Eric Holthaus, Future Earth (2020)
Exchanging services, resources, and goods in order to maximize their utility time and reduce the amount that needs to be produced will be key to a sustainable future.
Cars are a classic example: a car that’s only used for 30-60 minutes every day and stays parked for 23 hours is one that is not being used to its fullest potential. There’s even a piece at Fortune calling out our attention to the fact that today’s cars are parked 95% of the time.
Electric or hydrogen-powered cars – which have their own environmental consequences and limitations – won’t change this problem. But shared mobility, a trend a McKinsey report has recently highlighted, might just help minimize it.
The same is true for many of the commodities we’re used to enjoying alone but which are far from being optimized.
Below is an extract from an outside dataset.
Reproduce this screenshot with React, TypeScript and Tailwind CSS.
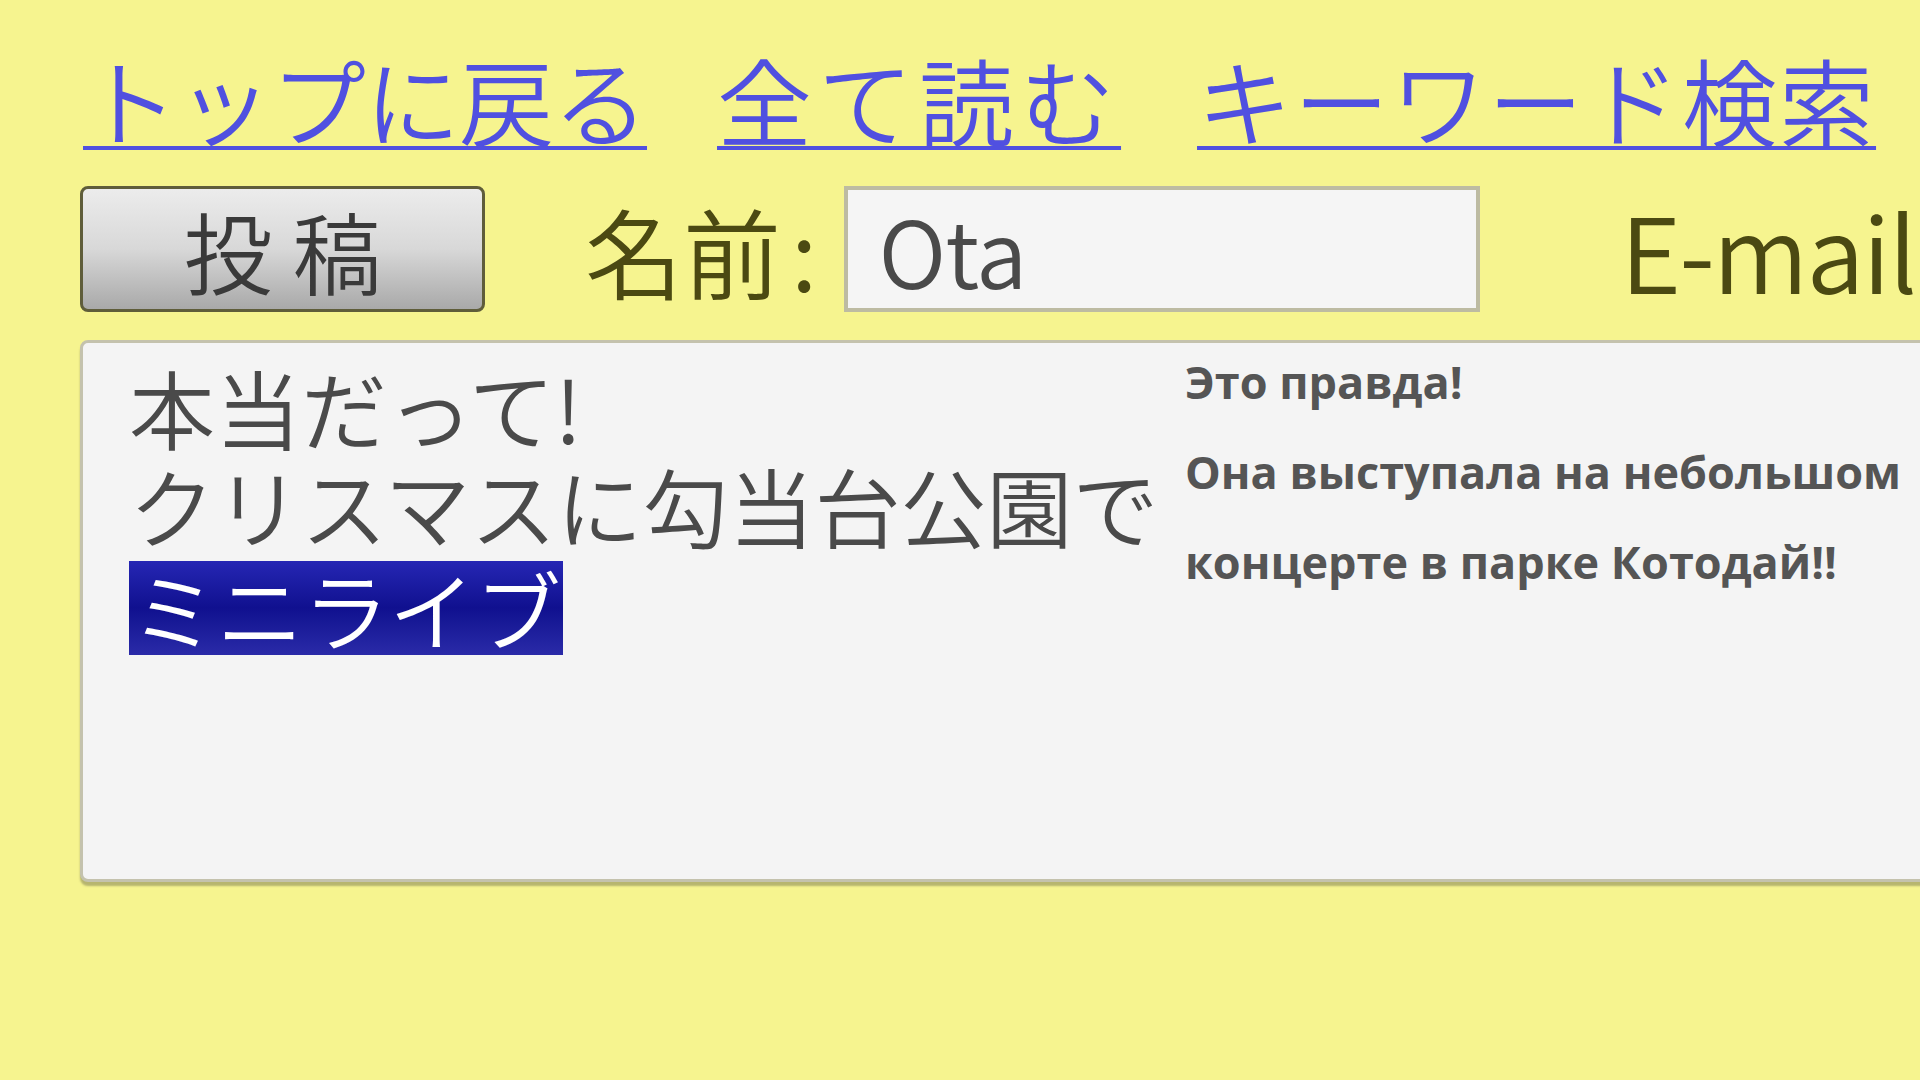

Another good example is the laundry business – with the Entrepreneur dedicating a full article to How to Start a Coin-Operated Laundry.
Ultimately, we own many goods that could instead have multiple owners – or users – maximizing their utility… So the next time you need a screwdriver, before rushing to get a new one, ask your neighbor if you can borrow theirs – that’s also what the Streetbank initiative (video below) is all about.
5. Fighting Climate Change Is Impossible Without Changing the Economic Model
In a world where the richest 85 people own as much wealth as the bottom 3.5 billion and the wealthiest 10 percent produce 49 percent of all emissions, it’s not individual choices that are driving climate change. When we realize the rich people have stolen our planet’s habitability for themselves, we will demand revolutionary change.
Eric Holthaus, Future Earth (2020)
The transition to a healthy, vibrant planet (with living, fair societies) is not possible without accepting what Meadow’s team has already brought up almost 50 years ago – that there are limits to growth.
Not to mention the extreme inequality our societies are increasingly facing – something Holthaus freely and carelessly talks about with no second thoughts.
As John Fullerton, ex-Director at JP Morgan and of the key figures behind the Capital Institute and the Regenerative Economy movement often says: we need to shift from quantitative to qualitative growth.
Any other alternative won’t be able to decouple resource exploitation and its environmental (and social) impact from the economic model.
That’s why Fullerton argues we need an economy that’s based on Nature’s very own principles and patterns. One where we recognize that, for instance, collective health – aka resilience – is strongest when wealth is more evenly distributed.